Something different has occurred with the (#1) Avere FXT 3500 44-node system in the chart. The 44-node Avere system only used ~800GB of flash as a ZIL (ZFS intent log from the SPECsfs report). However, the 44-node system also had ~7TB of DRAM across their 44-node system, most of which was used for file IO caching. If we incorporated storage system memory size with flash GB in the above chart it would have dropped the Avere numbers by a factor of 9 while only dropping the others by a factor of ~2X which would still give the Avere a significant advantage but not quite so stunning. Also, the Avere system frontends other NAS systems, (this one running ZFS) so it’s not quite the same as being a direct NAS storage system like the others on this chart.
The remainder of the chart (#2-10) belongs to NetApp and their FlashCache (or PAM) cards. Even Oracles Sun ZFS Storage 7320 appliance did not come close to either the Avere FXT 3500 system or the NetApp storage on this chart. But there were at least 10 other SPECsfs2008 NFS results using some form of flash but were not fast enough to rank on this chart.
Other measures of flash effectiveness
This metric still doesn’t quite capture flash efficiency. I was discussing flash performance with another startup the other day and they suggested that SSD drive count might be a better alternative. With such a measure, it would take into consideration that each SSD has a only a certain performance level it can sustain, not unlike disk drives.
In that case Avere’s 44-node system had 4 drives, and each NetApp system had two FlashCache cards, representing 2-SSDs per NetApp node. I try that next time to see if it’s a better fit.
The complete SPECsfs2008 performance report went out in SCI’s March newsletter. But a copy of the report will be posted on our dispatches page sometime next month (if all goes well). However, you can get the SPECsfs performance analysis now and subscribe to future free newsletters by just sending us an email or using the signup form above right.
For a more extensive discussion of current NAS or file system storage performance covering SPECsfs2008 (Top 20) results and our new ChampionChart™ for NFS and CIFS storage systems, please see SCI’s NAS Buying Guide available from our website.
As always, we welcome any suggestions or comments on how to improve our analysis of SPECsfs2008 results or any of our other storage performance analyses.
[We are still catching up on our charts for the past quarter but this one brings us up to date through last month]
There’s just something about a million SPECsfs2008(r) NFS throughput operations per second that kind of excites me (weird, I know).

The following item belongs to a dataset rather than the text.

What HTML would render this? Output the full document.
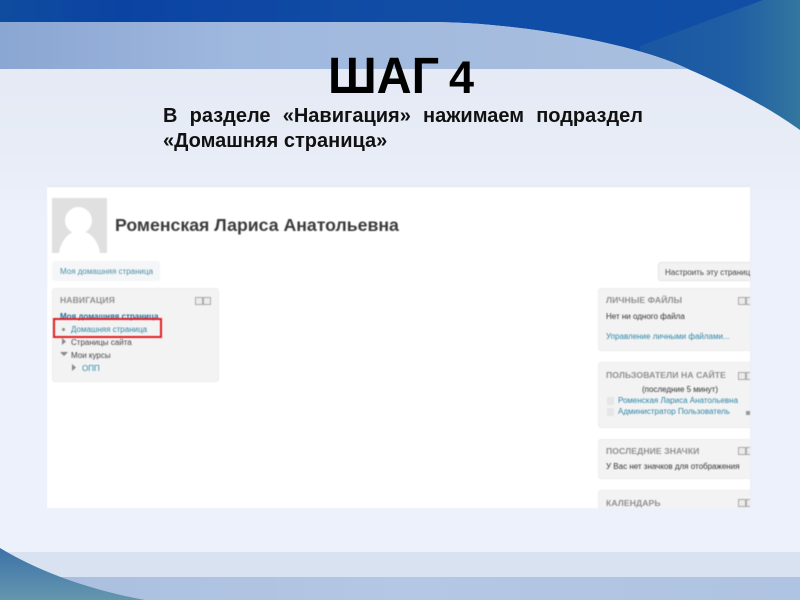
<!DOCTYPE html>
<html><head><meta charset="utf-8">
<style>
html,body{margin:0;padding:0;width:800px;height:600px;overflow:hidden;background:#e9eef8}
body{position:relative;font-family:"Liberation Sans",sans-serif}
div{position:absolute;white-space:nowrap}
svg{position:absolute;left:0;top:0}
.blur{filter:blur(.6px)}
.t{font-size:8px;color:#333;margin-top:1px}
.l{font-size:8px;color:#2d86a8;margin-top:1px}
.h{font-size:8.6px;font-weight:bold;color:#8f8f8f;letter-spacing:.1px}
.b{background:#f3f3f3;border:1px solid #ececec;border-radius:3px;box-sizing:border-box}
.ic{width:6px;height:6px;border:1px solid #aaa;background:#ececec}
.av{width:7px;height:8px;background:#e6e6e6}
</style></head><body>
<svg width="800" height="600" viewBox="0 0 800 600">
<defs>
<linearGradient id="top" x1="0" x2="1" y1="0" y2="0"><stop offset="0" stop-color="#0f4c9f"/><stop offset=".15" stop-color="#0b43a3"/><stop offset=".5" stop-color="#114da5"/><stop offset=".8" stop-color="#0f4da6"/><stop offset="1" stop-color="#1150a4"/></linearGradient>
<linearGradient id="hatch" x1="0" x2="1" y1="0" y2="0"><stop offset="0" stop-color="#1a56a4"/><stop offset=".6" stop-color="#1f5fa4"/><stop offset="1" stop-color="#33769f"/></linearGradient>
<linearGradient id="page" x1="0" x2="0" y1="0" y2="1"><stop offset="0" stop-color="#e3e8f4"/><stop offset=".25" stop-color="#e8edf7"/><stop offset=".35" stop-color="#edf1fb"/><stop offset="1" stop-color="#edf1fb"/></linearGradient>
<linearGradient id="band" x1="0" x2="1" y1="0" y2="0"><stop offset="0" stop-color="#8aa6d2"/><stop offset=".35" stop-color="#9fb8de"/><stop offset="1" stop-color="#a9bfdf"/></linearGradient>
<linearGradient id="bot" x1="0" x2="1" y1="0" y2="0"><stop offset="0" stop-color="#a9bedf"/><stop offset=".5" stop-color="#b4c7e4"/><stop offset="1" stop-color="#afc4e2"/></linearGradient>
<linearGradient id="corner" x1="0" x2="0" y1="0" y2="1"><stop offset="0" stop-color="#3c72aa"/><stop offset="1" stop-color="#6496ac"/></linearGradient>
</defs>
<rect width="800" height="600" fill="url(#page)"/>
<rect width="800" height="140" fill="url(#top)"/>
<path d="M763 0H800V140H640V46Z" fill="url(#hatch)"/>
<path d="M0 22H430C520 22 640 45 688 69C725 85 765 105 800 130V600H0Z" fill="url(#page)"/>
<path d="M0 22H430C520 22 640 45 688 69H0Z" fill="url(#band)"/>
<rect y="552" width="800" height="25" fill="#d8e2f0"/>
<rect y="577" width="800" height="23" fill="url(#bot)"/>
<path d="M0 548C40 572 90 590 145 600H0Z" fill="url(#corner)"/>
</svg>

<div style="left:328px;top:46px;font-size:51px;line-height:60px;font-weight:bold;color:#000;transform:scaleX(.95);transform-origin:left top">ШАГ</div>
<div style="left:449px;top:52px;font-size:45px;line-height:52px;font-weight:bold;color:#000">4</div>
<div style="left:163px;top:104px;width:480px;font-size:20px;line-height:24px;font-weight:bold;color:#111;display:flex;justify-content:space-between"><span>В</span><span>разделе</span><span>«Навигация»</span><span>нажимаем</span><span>подраздел</span></div>
<div style="left:163px;top:129px;font-size:20px;line-height:24px;font-weight:bold;color:#111">«Домашняя страница»</div>

<div style="left:47px;top:202px;width:1px;height:85px;background:#dfe4ec"></div>
<div style="left:47px;top:187px;width:703px;height:321px;background:#fff;overflow:hidden;box-shadow:0 -1px 1px #e3e5ec" class="blur">
  <div style="left:5px;top:11px;width:55px;height:55px;background:#e0e0e0;overflow:hidden">
    <div style="left:13px;top:9px;width:27px;height:27px;border-radius:50%;background:#fff"></div>
    <div style="left:7px;top:33px;width:41px;height:50px;border-radius:50%;background:#fff"></div>
  </div>
  <div style="left:68px;top:28px;font-size:17.7px;line-height:20px;font-weight:bold;color:#3b3b3b">Роменская Лариса Анатольевна</div>

  <div style="left:5px;top:74px;width:108px;height:20px;background:#f5f6f7;border-radius:3px"></div>
  <div class="l" style="left:13px;top:79px;color:#4a8fa8">Моя домашняя страница</div>

  <div class="b" style="left:5px;top:101px;width:167px;height:94px"></div>
  <div class="h" style="left:13px;top:108px">НАВИГАЦИЯ</div>
  <div class="ic" style="left:148px;top:110px"></div><div class="ic" style="left:156px;top:110px"></div>
  <div class="l" style="left:13px;top:124px;font-weight:bold;color:#1f6a96">Моя домашняя страница</div>
  <div style="left:15px;top:141px;width:3px;height:3px;background:#888;border-radius:50%"></div>
  <div class="l" style="left:24px;top:137px">Домашняя страница</div>
  <svg width="10" height="10" style="left:14px;top:150px"><path d="M1 1L5 4.5L1 8Z" fill="#888"/></svg>
  <div class="t" style="left:24px;top:150px;color:#444">Страницы сайта</div>
  <svg width="10" height="10" style="left:13px;top:164px"><path d="M0 1H8L4 5Z" fill="#888"/></svg>
  <div class="t" style="left:24px;top:163px;color:#444">Мои курсы</div>
  <svg width="10" height="10" style="left:24px;top:176px"><path d="M1 1L5 4.5L1 8Z" fill="#888"/></svg>
  <div class="l" style="left:35px;top:176px">ОПП</div>
  <div style="left:6px;top:131px;border:2px solid #e01f26;width:105px;height:16px"></div>

  <div style="left:611px;top:75px;width:110px;height:19px;background:#f2f2f2;border:1px solid #e2e2e2;border-radius:3px;box-sizing:border-box"></div>
  <div class="t" style="left:618px;top:80px;color:#444">Настроить эту страницу</div>

  <div class="b" style="left:551px;top:101px;width:170px;height:63px"></div>
  <div class="h" style="left:559px;top:108px">ЛИЧНЫЕ ФАЙЛЫ</div>
  <div class="ic" style="left:691px;top:110px"></div><div class="ic" style="left:699px;top:110px"></div>
  <div class="t" style="left:559px;top:124px">Нет ни одного файла</div>
  <div class="l" style="left:559px;top:144px">Управление личными файлами...</div>

  <div class="b" style="left:551px;top:175px;width:170px;height:66px"></div>
  <div class="h" style="left:559px;top:183px">ПОЛЬЗОВАТЕЛИ НА САЙТЕ</div>
  <div class="ic" style="left:691px;top:185px"></div><div class="ic" style="left:699px;top:185px"></div>
  <div class="t" style="left:595px;top:197px">(последние 5 минут)</div>
  <div class="av" style="left:560px;top:210px"></div>
  <div class="l" style="left:571px;top:208px">Роменская Лариса Анатольевна</div>
  <div class="av" style="left:560px;top:221px"></div>
  <div class="l" style="left:571px;top:219px">Администратор Пользователь</div>
  <div style="left:699px;top:224px;width:5px;height:4px;background:#999"></div>

  <div class="b" style="left:551px;top:252px;width:170px;height:40px"></div>
  <div class="h" style="left:559px;top:259px">ПОСЛЕДНИЕ ЗНАЧКИ</div>
  <div class="ic" style="left:691px;top:260px"></div><div class="ic" style="left:699px;top:260px"></div>
  <div class="t" style="left:559px;top:274px">У Вас нет значков для отображения</div>

  <div class="b" style="left:551px;top:303px;width:170px;height:30px"></div>
  <div class="h" style="left:559px;top:311px">КАЛЕНДАРЬ</div>
  <div class="ic" style="left:691px;top:312px"></div><div class="ic" style="left:699px;top:312px"></div>
</div>
</body></html>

Yes it takes over 44-nodes of Avere FXT 3500 with over 6TB of DRAM cache, 140-nodes of EMC Isilon S200 with almost 7TB of DRAM cache and 25TB of SSDs or at least 16-nodes of NetApp FAS6240 in Data ONTAP 8.1 cluster mode with 8TB of FlashCache to get to that level.

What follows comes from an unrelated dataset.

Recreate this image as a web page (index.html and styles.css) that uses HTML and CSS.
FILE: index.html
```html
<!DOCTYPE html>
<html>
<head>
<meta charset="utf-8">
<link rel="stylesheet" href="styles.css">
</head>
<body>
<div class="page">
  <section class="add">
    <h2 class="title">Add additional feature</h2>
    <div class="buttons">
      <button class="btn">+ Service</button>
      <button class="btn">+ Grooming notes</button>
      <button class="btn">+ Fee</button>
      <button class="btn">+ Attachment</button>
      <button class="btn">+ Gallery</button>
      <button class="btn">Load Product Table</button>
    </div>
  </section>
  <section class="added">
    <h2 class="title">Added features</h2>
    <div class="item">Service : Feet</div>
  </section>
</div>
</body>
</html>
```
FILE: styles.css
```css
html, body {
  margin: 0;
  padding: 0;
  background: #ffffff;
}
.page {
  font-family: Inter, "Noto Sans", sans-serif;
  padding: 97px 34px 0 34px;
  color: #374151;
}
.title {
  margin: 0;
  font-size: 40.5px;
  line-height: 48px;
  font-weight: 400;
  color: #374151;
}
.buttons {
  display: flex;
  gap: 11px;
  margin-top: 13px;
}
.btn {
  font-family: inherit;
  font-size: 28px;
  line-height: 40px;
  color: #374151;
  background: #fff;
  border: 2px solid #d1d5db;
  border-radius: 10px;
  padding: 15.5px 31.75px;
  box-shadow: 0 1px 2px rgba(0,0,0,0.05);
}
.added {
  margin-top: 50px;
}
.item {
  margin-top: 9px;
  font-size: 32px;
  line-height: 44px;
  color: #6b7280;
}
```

Nevertheless, a million NFS throughput operations is something worth celebrating. It’s not often one achieves a 2X improvement in performance over a previous record. Something significant has changed here.
The age of scale-out
We have reached a point where scaling systems out can provide linear performance improvements, at least up to a point. For example, the EMC Isilon and NetApp FAS6240 had a close to linear speed up in performance as they added nodes indicating (to me at least) there may be more there if they just throw more storage nodes at the problem. Although maybe they saw some drop off and didn’t wish to show the world or potentially the costs became prohibitive and they had to stop someplace. On the other hand, Avere only benchmarked their 44-node system with their current hardware (FXT 3500), they must have figured winning the crown was enough.
However, I would like to point out that throwing just any hardware at these systems doesn’t necessary increase performance. Previously (see my CIFS vs NFS corrected post), we had shown the linear regression for NFS throughput against spindle count and although the regression coefficient was good (~R**2 of 0.82), it wasn’t perfect. And of course we eliminated any SSDs from that prior analysis. (Probably should consider eliminating any system with more than a TB of DRAM as well – but this was before the 44-node Avere result was out).
Speaking of disk drives, the FAS6240 system nodes had 72-450GB 15Krpm disks, the Isilon nodes had 24-300GB 10Krpm disks and each Avere node had 15-600GB 7.2Krpm SAS disks. However the Avere system also had a 4-Solaris ZFS file storage systems behind it each of which had another 22-3TB (7.2Krpm, I think) disks. Given all that, the 16-node NetApp system, 140-node Isilon and the 44-node Avere systems had a total of 1152, 3360 and 748 disk drives respectively. Of course, this doesn’t count the system disks for the Isilon and Avere systems nor any of the SSDs or FlashCache in the various configurations.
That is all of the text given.